Tous ces territoires correspondent à des zones de force historiques du FN, où le recul de cette formation à la présidentielle de 2007 fut très important quand, dans le même temps, Nicolas Sarkozy améliorait parfois de manière spectaculaire le score de Jacques Chirac en 2002. Tout se passe donc comme si dans ces endroits, une part non négligeable de l’électorat gagné sur le FN à la présidentielle avait depuis abandonné l’UMP. Mais comme le montre le tableau suivant, ce phénomène est loin d’être systématique et les corrélations ne sont pas automatiques.
Département
Evolution Sarkozy 2007-1er tour / Chirac 2002-1er tour
Evolution Le Pen 2007–1er tour / Le Pen 2002–1er tour
Evolution UMP 2009 / Sarkozy 2007-1er tour
Evolution FN 2009 / Le Pen 2007-1er tour
Alpes-Maritimes
+ 21,6
- 12,6
- 8,5
- 2,3
Bouches du Rhône
+ 17,3
- 8,5
- 7,2
- 3
Oise
+ 14,6
- 7,9
- 6,8
- 2,5
Haute-Savoie
+ 18,9
- 11,1
- 5,4
- 3
Haut-Rhin
+ 18
- 9,4
- 5,4
- 5,3
Var
+ 16,2
- 9,6
- 5,2
- 3,3
Moselle
+ 11,6
- 8,9
- 5,1
- 6,1
Nord
+ 11,6
- 5,6
- 4,7
- 4,1
Rhône
+ 17
- 10,2
- 3,9
- 3
Ainsi dans le département du Bas-Rhin par exemple, où Jean-Marie Le Pen avait beaucoup perdu au profit de Nicolas Sarkozy, l’UMP aux européennes parvient à conserver une part importante du terrain conquis. C’est également le cas, mais de manière moins marquée dans le Rhône. L’autre constat à retirer de ces chiffres est que si le parti présidentiel n’a pas su mobiliser dans le scrutin européen une fraction significative de l’électorat que Nicolas Sarkozy avait arraché au FN dans ces fiefs de la moitié est du pays, cet électorat n’est pour autant pas retourné à l’extrême-droite. On constate en effet dans tous ces départements un nouveau recul du FN par rapport à la présidentielle. L’élection européenne est certes habituellement un scrutin difficile pour le FN, qui peine à mobiliser son électorat sur ce type d’enjeu. Mais le fait qu’il baisse encore par rapport à sa contre-performance de la présidentielle (Marine Le Pen parvenant à limiter ce reflux dans la circonscription Nord-Ouest) invalide l’idée d’un retour massif de ses anciens électeurs. De la même façon, de nombreux électeurs populaires du nord-est de la France, qui avaient quitté la gauche au profit de Nicolas Sarkozy, sont actuellement en déshérence électorale et sont venus renforcer les rangs des abstentionnistes.
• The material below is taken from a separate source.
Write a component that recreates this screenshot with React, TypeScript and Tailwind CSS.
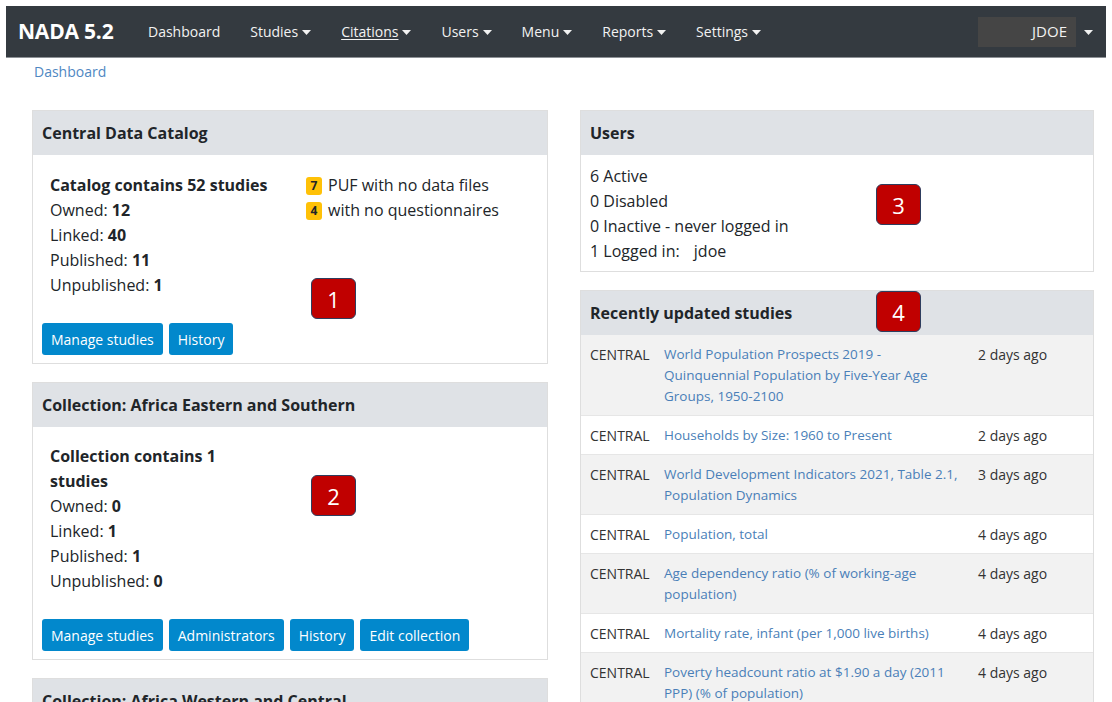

Le départ de ces catégories d’électeurs a été beaucoup plus limité dans la moitié ouest du pays car ils n’y représentaient qu’une faible part de l’électorat sarkozyste. De surcroît, ces pertes restreintes ont été partiellement (ou totalement selon les endroits) compensées par l’arrivée d’électeurs centristes. Ces derniers ont sans doute préféré le positionnement européen équilibré de l’UMP, incarné localement par des personnalités modérées, au discours radicalisé et décalé choisi par François Bayrou, qu’ils avaient pourtant soutenu à la présidentielle.
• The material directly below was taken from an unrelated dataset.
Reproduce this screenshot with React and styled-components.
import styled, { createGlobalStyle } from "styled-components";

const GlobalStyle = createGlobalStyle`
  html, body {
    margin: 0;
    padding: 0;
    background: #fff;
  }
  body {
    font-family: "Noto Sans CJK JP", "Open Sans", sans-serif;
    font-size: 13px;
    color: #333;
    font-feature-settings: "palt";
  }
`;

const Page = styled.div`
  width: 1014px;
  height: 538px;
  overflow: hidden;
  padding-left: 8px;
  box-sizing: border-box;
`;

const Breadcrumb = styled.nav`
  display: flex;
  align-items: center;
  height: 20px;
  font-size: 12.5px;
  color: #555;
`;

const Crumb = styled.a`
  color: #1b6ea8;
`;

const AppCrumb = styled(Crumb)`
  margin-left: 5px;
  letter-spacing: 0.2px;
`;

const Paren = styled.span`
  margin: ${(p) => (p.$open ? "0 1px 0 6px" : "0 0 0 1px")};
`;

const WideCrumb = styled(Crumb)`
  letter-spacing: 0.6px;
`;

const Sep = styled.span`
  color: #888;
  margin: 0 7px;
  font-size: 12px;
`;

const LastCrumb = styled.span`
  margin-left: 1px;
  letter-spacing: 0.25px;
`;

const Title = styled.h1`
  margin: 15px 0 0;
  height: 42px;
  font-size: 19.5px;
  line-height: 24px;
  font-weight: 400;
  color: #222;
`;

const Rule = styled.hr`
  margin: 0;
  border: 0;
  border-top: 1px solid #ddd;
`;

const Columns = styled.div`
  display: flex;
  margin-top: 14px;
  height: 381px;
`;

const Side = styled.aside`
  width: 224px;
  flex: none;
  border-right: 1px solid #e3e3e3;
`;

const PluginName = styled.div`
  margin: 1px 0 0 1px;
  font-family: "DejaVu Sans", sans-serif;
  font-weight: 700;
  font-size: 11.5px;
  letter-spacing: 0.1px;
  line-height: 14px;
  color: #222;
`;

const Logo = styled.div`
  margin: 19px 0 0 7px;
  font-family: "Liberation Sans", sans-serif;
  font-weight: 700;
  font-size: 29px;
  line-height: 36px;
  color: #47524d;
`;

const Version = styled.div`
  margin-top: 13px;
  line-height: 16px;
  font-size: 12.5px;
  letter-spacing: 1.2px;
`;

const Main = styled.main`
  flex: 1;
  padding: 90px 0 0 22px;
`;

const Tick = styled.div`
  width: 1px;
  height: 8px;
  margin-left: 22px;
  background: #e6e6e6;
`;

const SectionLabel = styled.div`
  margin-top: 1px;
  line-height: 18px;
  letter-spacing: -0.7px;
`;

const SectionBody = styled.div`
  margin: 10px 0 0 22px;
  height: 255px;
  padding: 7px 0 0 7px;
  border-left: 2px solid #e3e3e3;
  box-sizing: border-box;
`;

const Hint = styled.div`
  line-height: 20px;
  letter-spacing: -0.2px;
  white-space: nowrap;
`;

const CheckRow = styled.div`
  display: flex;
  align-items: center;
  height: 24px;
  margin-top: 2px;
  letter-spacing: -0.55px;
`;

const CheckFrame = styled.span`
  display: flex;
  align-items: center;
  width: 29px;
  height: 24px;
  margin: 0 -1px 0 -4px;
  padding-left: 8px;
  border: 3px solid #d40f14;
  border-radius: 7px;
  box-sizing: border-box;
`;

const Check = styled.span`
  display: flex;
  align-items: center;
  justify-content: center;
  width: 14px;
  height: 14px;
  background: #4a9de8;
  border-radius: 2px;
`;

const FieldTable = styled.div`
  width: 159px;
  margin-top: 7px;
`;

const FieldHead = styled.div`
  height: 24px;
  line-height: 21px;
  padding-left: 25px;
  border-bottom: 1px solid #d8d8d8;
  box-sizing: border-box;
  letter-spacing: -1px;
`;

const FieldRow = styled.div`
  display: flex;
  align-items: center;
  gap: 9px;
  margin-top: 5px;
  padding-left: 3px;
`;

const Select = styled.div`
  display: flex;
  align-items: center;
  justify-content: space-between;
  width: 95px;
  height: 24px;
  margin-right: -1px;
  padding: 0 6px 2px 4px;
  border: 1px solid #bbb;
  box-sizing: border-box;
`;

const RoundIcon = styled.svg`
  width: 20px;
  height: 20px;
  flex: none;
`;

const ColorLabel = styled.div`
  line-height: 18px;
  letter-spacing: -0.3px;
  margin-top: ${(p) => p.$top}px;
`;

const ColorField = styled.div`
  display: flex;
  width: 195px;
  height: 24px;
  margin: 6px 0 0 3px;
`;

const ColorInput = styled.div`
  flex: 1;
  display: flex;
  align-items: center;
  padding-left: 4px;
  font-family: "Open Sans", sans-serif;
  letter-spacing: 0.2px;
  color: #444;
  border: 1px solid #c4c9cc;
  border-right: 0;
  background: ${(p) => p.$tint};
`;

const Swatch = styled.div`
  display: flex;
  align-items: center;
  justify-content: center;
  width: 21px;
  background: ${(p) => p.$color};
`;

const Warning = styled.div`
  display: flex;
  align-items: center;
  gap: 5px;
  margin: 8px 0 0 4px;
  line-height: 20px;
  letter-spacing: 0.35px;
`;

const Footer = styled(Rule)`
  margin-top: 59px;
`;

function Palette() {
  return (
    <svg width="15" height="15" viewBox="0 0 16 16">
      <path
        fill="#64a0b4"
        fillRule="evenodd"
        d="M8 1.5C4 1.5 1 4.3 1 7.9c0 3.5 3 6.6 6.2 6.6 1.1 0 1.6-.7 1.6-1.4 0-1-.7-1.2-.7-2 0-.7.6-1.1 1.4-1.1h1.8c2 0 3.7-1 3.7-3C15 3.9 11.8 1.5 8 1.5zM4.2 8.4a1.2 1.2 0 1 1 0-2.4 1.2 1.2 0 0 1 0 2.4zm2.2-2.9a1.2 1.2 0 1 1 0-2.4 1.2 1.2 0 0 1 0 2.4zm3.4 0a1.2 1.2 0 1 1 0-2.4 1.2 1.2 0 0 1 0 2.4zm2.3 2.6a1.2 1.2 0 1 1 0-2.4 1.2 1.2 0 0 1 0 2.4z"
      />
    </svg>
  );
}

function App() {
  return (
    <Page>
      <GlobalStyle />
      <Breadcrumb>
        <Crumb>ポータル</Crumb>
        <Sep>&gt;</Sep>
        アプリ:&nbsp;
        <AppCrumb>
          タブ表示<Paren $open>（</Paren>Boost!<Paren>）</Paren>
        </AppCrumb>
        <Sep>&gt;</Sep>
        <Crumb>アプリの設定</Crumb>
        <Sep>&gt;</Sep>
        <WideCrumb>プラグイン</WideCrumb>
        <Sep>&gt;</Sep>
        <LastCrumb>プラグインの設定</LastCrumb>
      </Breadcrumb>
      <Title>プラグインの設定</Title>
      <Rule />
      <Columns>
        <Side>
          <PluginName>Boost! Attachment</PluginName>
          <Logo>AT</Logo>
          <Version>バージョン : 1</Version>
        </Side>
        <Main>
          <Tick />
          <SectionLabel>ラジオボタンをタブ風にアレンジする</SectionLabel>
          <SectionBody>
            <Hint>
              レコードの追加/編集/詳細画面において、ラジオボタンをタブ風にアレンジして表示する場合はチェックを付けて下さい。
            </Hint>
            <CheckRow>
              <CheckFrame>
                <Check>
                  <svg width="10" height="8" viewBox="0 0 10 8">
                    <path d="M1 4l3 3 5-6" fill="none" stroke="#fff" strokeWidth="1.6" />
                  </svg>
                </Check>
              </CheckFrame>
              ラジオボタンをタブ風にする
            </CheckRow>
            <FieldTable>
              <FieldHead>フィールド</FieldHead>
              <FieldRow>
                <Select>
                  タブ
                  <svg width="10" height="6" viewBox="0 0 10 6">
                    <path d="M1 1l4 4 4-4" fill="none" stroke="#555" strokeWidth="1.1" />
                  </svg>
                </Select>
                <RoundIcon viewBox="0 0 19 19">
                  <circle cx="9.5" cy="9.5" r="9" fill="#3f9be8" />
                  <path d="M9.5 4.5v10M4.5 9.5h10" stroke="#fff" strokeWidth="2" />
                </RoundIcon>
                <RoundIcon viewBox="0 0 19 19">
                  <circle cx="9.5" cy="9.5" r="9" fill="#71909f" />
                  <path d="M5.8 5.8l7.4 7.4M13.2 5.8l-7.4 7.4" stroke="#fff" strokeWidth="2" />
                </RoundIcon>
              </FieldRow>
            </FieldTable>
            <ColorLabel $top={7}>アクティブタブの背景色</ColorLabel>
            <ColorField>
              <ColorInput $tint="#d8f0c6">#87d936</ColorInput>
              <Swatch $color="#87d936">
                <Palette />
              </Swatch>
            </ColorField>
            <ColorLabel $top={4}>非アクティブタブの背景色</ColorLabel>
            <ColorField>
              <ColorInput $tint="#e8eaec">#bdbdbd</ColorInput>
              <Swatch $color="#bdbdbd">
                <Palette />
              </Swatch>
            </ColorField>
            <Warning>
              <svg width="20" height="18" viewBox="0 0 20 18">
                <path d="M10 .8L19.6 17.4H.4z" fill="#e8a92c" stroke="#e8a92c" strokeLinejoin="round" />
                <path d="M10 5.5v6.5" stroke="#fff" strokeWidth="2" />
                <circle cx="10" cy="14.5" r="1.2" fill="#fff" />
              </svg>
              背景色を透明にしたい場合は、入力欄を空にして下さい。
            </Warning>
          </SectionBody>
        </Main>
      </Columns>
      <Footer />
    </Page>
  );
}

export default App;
A quelques mois de l’échéance des régionales, le défi qui s’offre au parti de la rue de la Boétie, est donc assez ardu. Il s‘agira en effet d’articuler un programme politique qui permette d’arrimer plus solidement et définitivement à la majorité présidentielle, un électorat de centre-droit des terres démocrates-chrétiennes de l’ouest et modérées du sud-ouest, quelque peu déboussolé par le positionnement de François Bayrou, tout en donnant des gages et en tentant de reconquérir dans le nord-est et le sud-est, une fraction non négligeable d’un électorat populaire et/ou anciennement frontiste déçu du sarkozysme et s’étant aujourd’hui placé en retrait du terrain électoral.